What makes the quote infamous rather than just famous?



Unless you were being sarcastic, it's because people don't know what the word infamous means and think it means "extremely famous".


No sarcasm, just wondering. Armstrong could have been cancelled or something. I might have missed the Two Minutes Hate [0] when he or lunar exploitation was on.

0. https://en.wikipedia.org/wiki/Two_Minutes_Hate


Could just be a misuse of infamous but could just as well be intended to refer to the fact that Man and Mankind mean the same. You need an article in front to transform "One small step for Man" into "One small step for a man" to refer to Neil himself stepping.

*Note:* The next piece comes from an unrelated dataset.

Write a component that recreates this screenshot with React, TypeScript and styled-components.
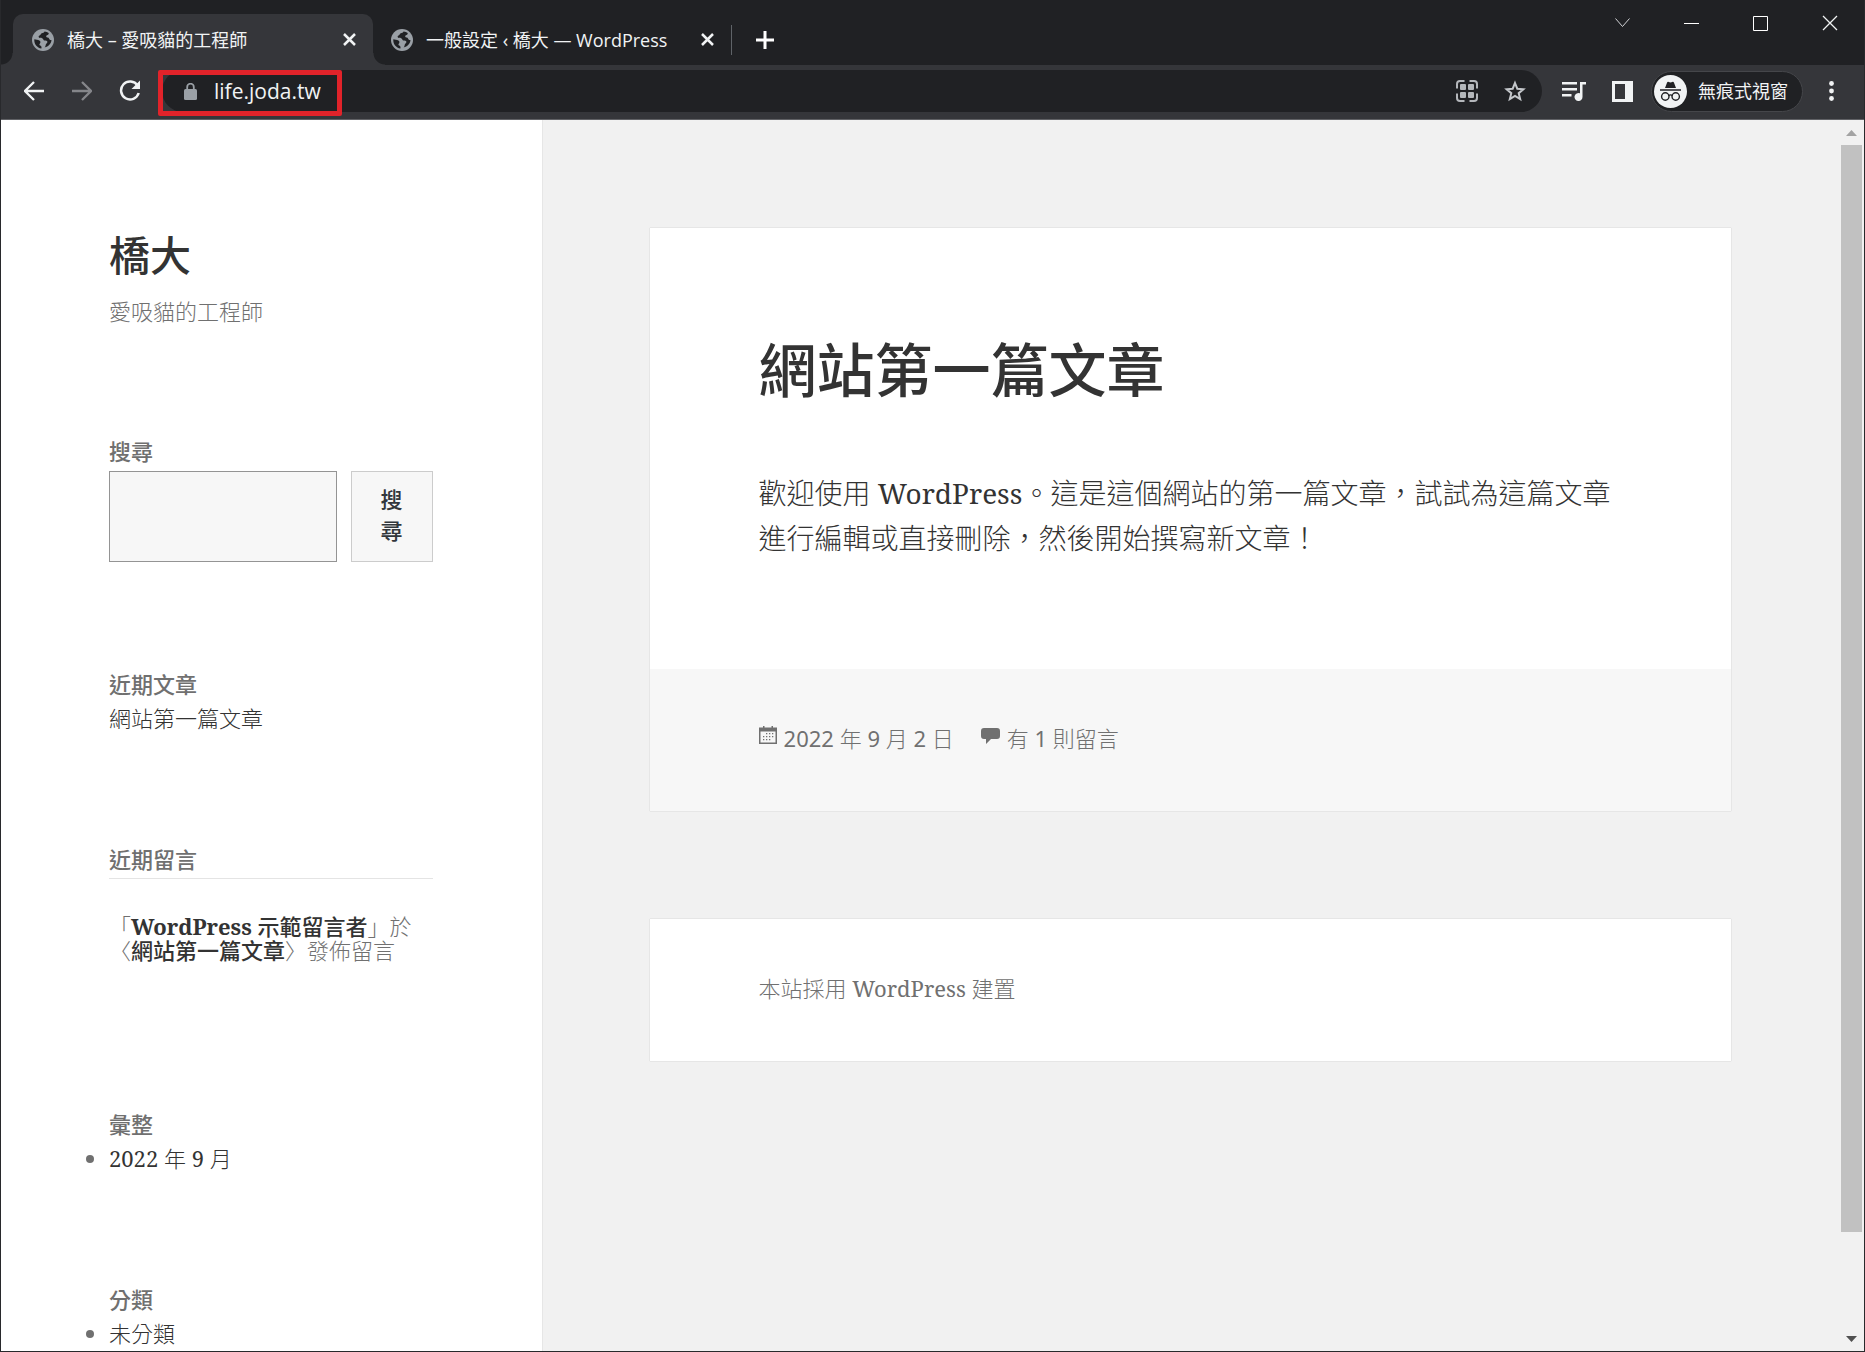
import React from "react";
import styled, { createGlobalStyle, css } from "styled-components";

const ui = `"Open Sans", "Noto Sans CJK TC", sans-serif`;
const serif = `"Noto Serif", "Noto Sans CJK TC", serif`;
const cjk = `"Noto Sans", "Noto Sans CJK TC", sans-serif`;

const GlobalStyle = createGlobalStyle`
  *, *::before, *::after { box-sizing: border-box; }
  body { margin: 0; background: #202124; }
  button, input { font: inherit; color: inherit; border: 0; background: none; padding: 0; margin: 0; border-radius: 0; }
  h1, h2, p, ul { margin: 0; padding: 0; }
  a { color: inherit; text-decoration: none; }
  svg { display: block; flex: none; }
`;

const BrowserWindow = styled.div`
  display: flex;
  flex-direction: column;
  height: 100vh;
  border: 1px solid #28292c;
  border-top: 0;
  overflow: hidden;
`;

/* ---------- tab strip ---------- */

const TabStrip = styled.header`
  display: flex;
  justify-content: space-between;
  height: 65px;
  padding-left: 12px;
  background: #202124;
  color: #f1f3f4;
  font: 400 18px/26px ${ui};
`;

const TabList = styled.div`
  display: flex;
  align-items: center;
  padding-top: 14px;
`;

const Tab = styled.div<{ $active?: boolean }>`
  position: relative;
  display: flex;
  align-items: center;
  gap: 13px;
  width: ${(p) => (p.$active ? 360 : 358)}px;
  height: 51px;
  padding: 0 17px 0 ${(p) => (p.$active ? 19 : 18)}px;
  white-space: nowrap;
  ${(p) =>
    p.$active &&
    css`
      background: #35363a;
      border-radius: 10px 10px 0 0;
      &::before,
      &::after {
        content: "";
        position: absolute;
        bottom: 0;
        width: 12px;
        height: 12px;
      }
      &::before {
        right: 100%;
        background: radial-gradient(circle at 0 0, transparent 11px, #35363a 12px);
      }
      &::after {
        left: 100%;
        background: radial-gradient(circle at 100% 0, transparent 11px, #35363a 12px);
      }
    `}
`;

const TabTitle = styled.span`
  flex: 1;
`;

const IconButton = styled.button<{ $w: number; $h?: number }>`
  display: flex;
  flex: none;
  align-items: center;
  justify-content: center;
  width: ${(p) => p.$w}px;
  height: ${(p) => p.$h ?? p.$w}px;
`;

const TabDivider = styled.span`
  width: 1px;
  height: 30px;
  background: #5f6368;
`;

const NewTab = styled(IconButton)`
  margin-left: 18px;
`;

const WindowControls = styled.div`
  display: flex;
`;

/* ---------- toolbar ---------- */

const Toolbar = styled.div`
  display: flex;
  align-items: center;
  height: 55px;
  padding: 0 9px 2px;
  border-bottom: 1px solid #606165;
  background: #35363a;
  color: #f1f3f4;
  font: 400 18px/26px ${ui};
`;

const AddressBar = styled.div`
  position: relative;
  display: flex;
  flex: 1;
  align-items: center;
  height: 42px;
  margin-left: 8px;
  padding: 0 3px 0 22px;
  border-radius: 21px;
  background: #202124;
`;

const AddressInput = styled.input`
  flex: 1;
  min-width: 0;
  margin-left: 17px;
  outline: 0;
  font-size: 21px;
  line-height: 30px;
`;

const Highlight = styled.span`
  position: absolute;
  top: 0;
  left: -4px;
  width: 184px;
  height: 46px;
  border: 5px solid #e1232a;
  border-radius: 2px;
  pointer-events: none;
`;

const ToolbarActions = styled.div`
  display: flex;
  align-items: center;
  margin-left: 8px;
`;

const Incognito = styled.button`
  display: flex;
  align-items: center;
  gap: 11px;
  height: 41px;
  margin: 0 4px 0 5px;
  padding: 0 14px 0 2px;
  border: 1px solid #45464a;
  border-radius: 21px;
  background: #202124;
`;

/* ---------- web page ---------- */

const Viewport = styled.div`
  display: flex;
  flex: 1;
  min-height: 0;
  background: #f1f1f1;
`;

const Page = styled.div`
  display: flex;
  flex: 1;
  min-width: 0;
  overflow: hidden;
  font: 300 22px/34px ${serif};
  color: #707070;
`;

const Sidebar = styled.aside`
  flex: none;
  width: 29.4118%;
  padding: 0 109px 0 108px;
  background: #fff;
  box-shadow: 0 0 1px rgba(0, 0, 0, 0.25);
`;

const SiteHeader = styled.div`
  padding-top: 110px;
`;

const SiteTitle = styled.h1`
  margin-bottom: 14px;
  color: #333;
  font: 500 41px/50px ${cjk};
`;

const Tagline = styled.p`
  padding-bottom: 1px;
`;

const Widget = styled.section`
  margin-top: 107px;
`;

const headingText = css`
  padding-bottom: 4px;
  font: 500 22px/30px ${cjk};
`;

const WidgetTitle = styled.h2<{ $ruled?: boolean }>`
  ${headingText}
  ${(p) => p.$ruled && "border-bottom: 1px solid #e4e4e4;"}
`;

const WidgetLabel = styled.label`
  display: block;
  ${headingText}
`;

const SearchRow = styled.div`
  display: flex;
  gap: 14px;
  height: 91px;
  margin-top: 1px;
`;

const SearchInput = styled.input`
  flex: 1;
  min-width: 0;
  padding: 0 16px;
  border: 1px solid #949494;
  background: #f7f7f7;
`;

const SearchButton = styled.button`
  width: 82px;
  padding: 0 29px 3px;
  border: 1px solid #ccc;
  background: #f7f7f7;
  color: #32373c;
  font: 500 22px/31px ${cjk};
`;

const LinkList = styled.ul<{ $bullets?: boolean }>`
  list-style: ${(p) => (p.$bullets ? "disc" : "none")};
  padding-bottom: 4px;
  line-height: 30px;
  a {
    color: #333;
  }
`;

const Comment = styled.p`
  margin: 35px 0 147px;
  line-height: 24px;
  a {
    color: #333;
    font-weight: 500;
  }
`;

const Latin = styled.span<{ $bold?: boolean }>`
  font-weight: ${(p) => (p.$bold ? 700 : 400)};
`;

const Content = styled.main`
  display: flex;
  flex: 1;
  flex-direction: column;
  gap: 108px;
  min-width: 0;
  padding: 108px;
`;

const Card = styled.article`
  background: #fff;
  box-shadow: 0 0 1px rgba(0, 0, 0, 0.25);
`;

const CardBody = styled.div`
  padding: 108px 109px;
`;

const PostTitle = styled.h2`
  margin-bottom: 67px;
  color: #333;
  font: 500 58px/68px ${cjk};
`;

const PostText = styled.p`
  color: #333;
  font-size: 28px;
  line-height: 45px;
`;

const CardFooter = styled.footer<{ $tinted?: boolean }>`
  display: flex;
  gap: 27px;
  padding: 52px 109px 56px;
  background: ${(p) => (p.$tinted ? "#f7f7f7" : "#fff")};
`;

const MetaLink = styled.a`
  display: flex;
  gap: 7px;
  font-family: ${cjk};
  svg {
    margin-top: 5px;
  }
`;

/* ---------- scroll bar ---------- */

const ScrollBar = styled.div`
  display: flex;
  flex: none;
  flex-direction: column;
  align-items: center;
  width: 25px;
`;

const ScrollTrack = styled.div`
  flex: 1;
  width: 21px;
`;

const ScrollThumb = styled.div`
  height: 92%;
  background: #c1c1c1;
`;

const Globe = () => (
  <svg width="22" height="22" viewBox="0 0 22 22">
    <circle cx="11" cy="11" r="11" fill="#9aa0a6" />
    <path
      d="M12.6 2.4c-.6 1.3-1.600 1.500-2.800 1.900-1.300.5-1 1.800-2.200 2.300-.9.400-1.300 1.200-.6 2 .9.900 2.400.2 3.500.8 1 .6.800 1.900 2 2.200 1.200.3 2.600-.1 2.900 1.200.2 1.300-1.200 1.500-1.600 2.600-.3 1-.1 2.200-1.200 3 3.900-.8 6.500-3.600 6.900-7.400-1.500.3-2.200-.5-2.500-1.500-.4-1.200-1.900-.6-2.600-1.400-.6-.8.2-1.700 1.100-2 .9-.4 1.300-1 1.200-2-1.100-.9-2.500-1.500-4.100-1.700z"
      fill="#202124"
    />
    <path d="M2.300 10.200c1.600.5 3.800.5 5 1.300 1.200.7 1.500 2 .6 2.900-.7.700-.6 1.700.4 2.100 1 .4 1.500 1.500 1.100 3.100-4.200-.8-7.500-4.500-7.100-9.400z" fill="#202124" />
  </svg>
);

const Cross = ({ size, width }: { size: number; width: number }) => (
  <svg width={size} height={size} viewBox={`0 0 ${size} ${size}`} stroke="currentColor" strokeWidth={width}>
    <path d={`M1 1L${size - 1} ${size - 1}M${size - 1} 1L1 ${size - 1}`} />
  </svg>
);

const Arrow = ({ forward }: { forward?: boolean }) => (
  <svg width="20" height="20" viewBox="0 0 20 20" fill="none" stroke={forward ? "#85868a" : "#f1f3f4"} strokeWidth="2.300">
    {forward ? <path d="M0 10H18M10 1L19 10L10 19" /> : <path d="M20 10H2M10 1L1 10L10 19" />}
  </svg>
);

const Reload = () => (
  <svg width="22" height="22" viewBox="0 0 22 22" fill="none">
    <path d="M18.600 5.500A9 9 0 1 0 19.700 13" stroke="#f1f3f4" strokeWidth="2.500" />
    <path d="M21 0.500V9H12.500Z" fill="#f1f3f4" />
  </svg>
);

const Lock = () => (
  <svg width="13" height="17" viewBox="0 0 13 17">
    <rect y="6" width="13" height="11" rx="1.500" fill="#9aa0a6" />
    <path d="M3.200 7V4a3.300 3.300 0 0 1 6.600 0V7" fill="none" stroke="#9aa0a6" strokeWidth="1.800" />
  </svg>
);

const Grid = () => (
  <svg width="22" height="22" viewBox="0 0 22 22" fill="none" stroke="#b4b7bb" strokeWidth="2">
    <path d="M1 8.500V4a3 3 0 0 1 3-3h4.500M13.500 1H18a3 3 0 0 1 3 3v4.500M21 13.500V18a3 3 0 0 1-3 3h-4.500M8.500 21H4a3 3 0 0 1-3-3v-4.500" />
    <g fill="#b4b7bb" stroke="none">
      <rect x="4" y="4" width="6" height="6" rx="1" />
      <rect x="12" y="4" width="6" height="6" rx="1" />
      <rect x="4" y="12" width="6" height="6" rx="1" />
      <rect x="12" y="12" width="6" height="6" rx="1" />
    </g>
  </svg>
);

const Star = () => (
  <svg width="22" height="22" viewBox="0 0 22 22" fill="none" stroke="#c4c7cb" strokeWidth="2">
    <path d="M11 3l2.300 5.700 6.100.5-4.700 4 1.500 6L11 16l-5.200 3.200 1.500-6-4.700-4 6.100-.5z" />
  </svg>
);

const Playlist = () => (
  <svg width="24" height="19" viewBox="0 0 24 19" fill="#f1f3f4">
    <path d="M0 0h15v2.400H0zM0 6h15v2.400H0zM0 12h9.500v2.400H0zM18 0h6v2.400h-3.500V15a4 4 0 1 1-2.500-3.700z" />
  </svg>
);

const SidePanel = () => (
  <svg width="21" height="21" viewBox="0 0 21 21">
    <path d="M0 0h21v21H0zM3 3v15h10V3z" fill="#f1f3f4" fillRule="evenodd" />
  </svg>
);

const Spy = () => (
  <svg width="33" height="33" viewBox="0 0 33 33">
    <circle cx="16.500" cy="16.500" r="16.500" fill="#f1f3f4" />
    <path d="M11 13l2-5.300c.3-.9 1-1 1.700-.7 1.200.5 2.400.5 3.600 0 .7-.3 1.400-.2 1.700.7L22 13z" fill="#202124" />
    <path d="M6 15h21M14.500 20.600c1.200-.9 2.800-.9 4 0" stroke="#202124" strokeWidth="1.400" fill="none" />
    <circle cx="11.300" cy="21.500" r="3.700" fill="none" stroke="#202124" strokeWidth="1.400" />
    <circle cx="21.700" cy="21.500" r="3.700" fill="none" stroke="#202124" strokeWidth="1.400" />
  </svg>
);

const Dots = () => (
  <svg width="5" height="20" viewBox="0 0 5 20" fill="#f1f3f4">
    <circle cx="2.500" cy="2.500" r="2.400" />
    <circle cx="2.500" cy="10" r="2.400" />
    <circle cx="2.500" cy="17.500" r="2.400" />
  </svg>
);

const Calendar = () => (
  <svg width="18" height="18" viewBox="0 0 18 18" fill="#707070">
    <path d="M4 0h1.500v1.500h7V0H14v1.500h4V18H0V1.500h4zM1.500 5.500v11h15v-11z" fillRule="evenodd" />
    <path d="M7 7h1.300v1.300H7zM10 7h1.300v1.300H10zM13 7h1.300v1.300H13zM4 10h1.300v1.300H4zM7 10h1.300v1.300H7zM10 10h1.300v1.300H10zM13 10h1.300v1.300H13zM4 13h1.300v1.300H4zM7 13h1.300v1.300H7zM10 13h1.300v1.300H10z" />
  </svg>
);

const Bubble = () => (
  <svg width="19" height="18" viewBox="0 0 19 18" fill="#707070">
    <path d="M3 2h13a3 3 0 0 1 3 3v5a3 3 0 0 1-3 3h-6l-5 5v-5H3a3 3 0 0 1-3-3V5a3 3 0 0 1 3-3z" />
  </svg>
);

const Triangle = ({ down }: { down?: boolean }) => (
  <svg width="11" height="6" viewBox="0 0 11 6">
    <path d={down ? "M0 0h11L5.500 6z" : "M0 6h11L5.500 0z"} fill={down ? "#505050" : "#a3a3a3"} />
  </svg>
);

export default function App() {
  return (
    <BrowserWindow lang="zh-Hant-TW">
      <GlobalStyle />
      <TabStrip>
        <TabList role="tablist">
          <Tab $active role="tab" aria-selected="true">
            <Globe />
            <TabTitle>橋大 – 愛吸貓的工程師</TabTitle>
            <IconButton $w={14} aria-label="關閉分頁">
              <Cross size={13} width={2.5} />
            </IconButton>
          </Tab>
          <Tab role="tab" aria-selected="false">
            <Globe />
            <TabTitle>一般設定 ‹ 橋大 — WordPress</TabTitle>
            <IconButton $w={14} aria-label="關閉分頁">
              <Cross size={13} width={2.5} />
            </IconButton>
          </Tab>
          <TabDivider />
          <NewTab $w={30} aria-label="新增分頁">
            <svg width="18" height="18" viewBox="0 0 18 18" stroke="#fff" strokeWidth="3">
              <path d="M9 0v18M0 9h18" />
            </svg>
          </NewTab>
        </TabList>
        <WindowControls>
          <IconButton $w={69} $h={46} aria-label="搜尋分頁">
            <svg width="15" height="10" viewBox="0 0 15 10" fill="none" stroke="#d0d2d5">
              <path d="M0.500 0.500l7 8 7-8" />
            </svg>
          </IconButton>
          <IconButton $w={69} $h={46} aria-label="最小化">
            <svg width="15" height="1" viewBox="0 0 15 1">
              <path d="M0 0h15v1H0z" fill="#fff" />
            </svg>
          </IconButton>
          <IconButton $w={69} $h={46} aria-label="最大化">
            <svg width="15" height="15" viewBox="0 0 15 15" fill="none" stroke="#fff">
              <path d="M0.500 0.500h14v14h-14z" />
            </svg>
          </IconButton>
          <IconButton $w={69} $h={46} aria-label="關閉">
            <Cross size={16} width={1.3} />
          </IconButton>
        </WindowControls>
      </TabStrip>

      <Toolbar>
        <IconButton $w={48} $h={42} aria-label="上一頁">
          <Arrow />
        </IconButton>
        <IconButton $w={48} $h={42} aria-label="下一頁">
          <Arrow forward />
        </IconButton>
        <IconButton $w={48} $h={42} aria-label="重新載入">
          <Reload />
        </IconButton>
        <AddressBar>
          <Lock />
          <AddressInput type="text" aria-label="網址" defaultValue="life.joda.tw" />
          <IconButton $w={48} $h={42} aria-label="QR 圖碼">
            <Grid />
          </IconButton>
          <IconButton $w={48} $h={42} aria-label="加入書籤">
            <Star />
          </IconButton>
          <Highlight />
        </AddressBar>
        <ToolbarActions>
          <IconButton $w={48} $h={42} aria-label="媒體控制">
            <Playlist />
          </IconButton>
          <IconButton $w={48} $h={42} aria-label="側邊面板">
            <SidePanel />
          </IconButton>
          <Incognito>
            <Spy />
            無痕式視窗
          </Incognito>
          <IconButton $w={48} $h={42} aria-label="選單">
            <Dots />
          </IconButton>
        </ToolbarActions>
      </Toolbar>

      <Viewport>
        <Page>
          <Sidebar>
            <SiteHeader>
              <SiteTitle>
                <a href="#home">橋大</a>
              </SiteTitle>
              <Tagline>愛吸貓的工程師</Tagline>
            </SiteHeader>

            <Widget>
              <WidgetLabel htmlFor="search">搜尋</WidgetLabel>
              <SearchRow>
                <SearchInput id="search" type="search" />
                <SearchButton type="submit">搜尋</SearchButton>
              </SearchRow>
            </Widget>

            <Widget>
              <WidgetTitle>近期文章</WidgetTitle>
              <LinkList>
                <li>
                  <a href="#post">網站第一篇文章</a>
                </li>
              </LinkList>
            </Widget>

            <Widget>
              <WidgetTitle $ruled>近期留言</WidgetTitle>
              <Comment>
                「
                <a href="#author">
                  <Latin $bold>WordPress</Latin> 示範留言者
                </a>
                」於〈<a href="#post">網站第一篇文章</a>〉發佈留言
              </Comment>
            </Widget>

            <Widget>
              <WidgetTitle>彙整</WidgetTitle>
              <LinkList $bullets>
                <li>
                  <a href="#archive">
                    <Latin>2022</Latin> 年 <Latin>9</Latin> 月
                  </a>
                </li>
              </LinkList>
            </Widget>

            <Widget>
              <WidgetTitle>分類</WidgetTitle>
              <LinkList $bullets>
                <li>
                  <a href="#category">未分類</a>
                </li>
              </LinkList>
            </Widget>
          </Sidebar>

          <Content>
            <Card>
              <CardBody>
                <PostTitle>
                  <a href="#post">網站第一篇文章</a>
                </PostTitle>
                <PostText>
                  歡迎使用 <Latin>WordPress</Latin>。這是這個網站的第一篇文章，試試為這篇文章進行編輯或直接刪除，然後開始撰寫新文章！
                </PostText>
              </CardBody>
              <CardFooter $tinted>
                <MetaLink href="#date">
                  <Calendar />
                  <span>
                    <Latin>2022</Latin> 年 <Latin>9</Latin> 月 <Latin>2</Latin> 日
                  </span>
                </MetaLink>
                <MetaLink href="#comments">
                  <Bubble />
                  <span>
                    有 <Latin>1</Latin> 則留言
                  </span>
                </MetaLink>
              </CardFooter>
            </Card>
            <Card as="div">
              <CardFooter>
                <a href="#wordpress">
                  本站採用 <Latin>WordPress</Latin> 建置
                </a>
              </CardFooter>
            </Card>
          </Content>
        </Page>
        <ScrollBar aria-hidden="true">
          <IconButton $w={25} tabIndex={-1}>
            <Triangle />
          </IconButton>
          <ScrollTrack>
            <ScrollThumb />
          </ScrollTrack>
          <IconButton $w={25} tabIndex={-1}>
            <Triangle down />
          </IconButton>
        </ScrollBar>
      </Viewport>
    </BrowserWindow>
  );
}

"One small step for a man" is what he actually said, I think, or so I've heard. Apparently the "a" was lost due to radio interference.


Wikipedia (see elsewhere for link) has good coverage of that. "A" was intended to be said, but when humans say lines like that it is common to miss a word here and there. There is no way to know for sure if he said it and the technology of the time didn't pick it up, or if he misstated his own quote.


It's like flammable and inflammable. They mean the same thing and nobody knows why we have different words for it.

At least, this is my head-canon.


Exactly! This has been my own head canon too since like decades! I was actually surprised to read in this thread that "infamous" is a negative interpretation of famous which seems like a revisionist and recent interpretation. The English language also evolves through the ages and so do the meanings and interpretations.